In other words, he tried to tell folks to ignore it, perhaps without enough market success. Personally, I think it should be taken with a mountain of salt because estimating the neutral rate is very difficult, more likely to be revealed in retrospect by observing what happens to the economy and inflation, and does not speak to the near- and medium-term path toward arriving at a more neutral policy stance. In other words, raising neutral doesn’t tell us much of anything about whether they cut soon and by exactly how much.

FORECASTS

The Committee raised its projection for core PCE inflation by two-tenths to 2.8% this year, one-tenth to 2.3% in 2025, and left 2026 at 2%. That is higher than our forecast.

One reason for the Committee being higher than us on core PCE is that the Committee left GDP growth unchanged throughout the projection horizon. The median participant’s projection is for 2.1% Q4/Q4 GDP growth this year, 2% in each of the next two years, and the long-run potential growth estimate was left unchanged at 1.8%. This is above our forecast especially for this year (chart 3).

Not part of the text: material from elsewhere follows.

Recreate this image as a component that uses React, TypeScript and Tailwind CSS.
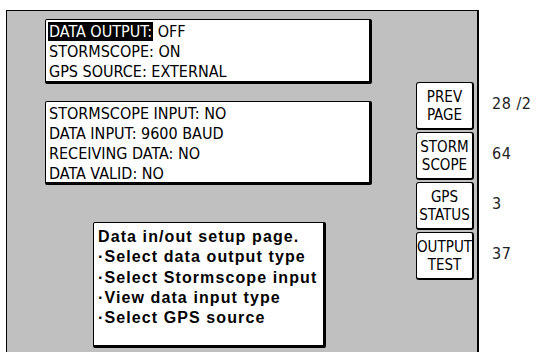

Chart 3: US Real GDP Forecast Comparison

The Committee sees a little more demand pressure on prices from GDP growth this year than we do.

Unemployment rate projections were little changed as this year was left at 4%, but the rest of the projection horizon was raised by one-tenth to 4.2% next year, 4.1% in 2026 and 4.2% in the long run (chart 4). Markets didn’t appear to acknowledge slightly more labour slack. 

Chart 4: US Unemployment Rate Forecast Comparison

TINY STATEMENT CHANGES

Please see the appendix for a statement comparison. Only one single word changed through the insertion of 'modest' further progress toward 2% inflation. Other than that, the only other change was just to put the QT changes in the present context after they announced them in the prior statement.

WHERE POWELL COULD HAVE BEEN CLEARER

Powell Should Have Been Clearer on Internal Forecast Consistency

The oddest point in the presser was when a few reporters repeatedly asked in slightly different ways why the Committee would be showing rate cuts at all given its forecasts for solid growth and persistent inflation. Powell kind of flubbed the answer in my opinion by dancing around the issue saying that they expect fewer supply side problems, tighter monetary policy to continue working and for there to be less and less excess demand for labour.

What he should have said is that the Committee’s projections for growth and inflation incorporate their estimates for rate cuts. In other words, without such cuts, growth and inflation would presumably be weaker throughout the forecast horizon. That would have been a more directly dovish signa; in other words, absent, say, 125bps of cuts this year and next, the economy and inflation would be weaker.

Instead, his weak answer may have been an added reason why bond yields rose somewhat in the press conference as opposed to bluntly saying that the Committee thinks rate cuts will be needed in order to deliver their soft landing macro projections.

Stale on Arrival?

Where I also thought Powell’s performance could have been better was when he was asked in the press conference whether Committee participants changed their rate projections after this morning’s CPI print. He was evasive and that didn’t help.

What he did say is that when there is an important data print they make sure that participants can update their forecasts and most people don’t. He left me with the impression that he was trying to say that the forecasts fully incorporated this morning’s CPI. The way he answered it and his body language didn’t convince me.

Where does this all leave us? Back to watching the data, or picking petals off daisies as argued in my Global Week Ahead.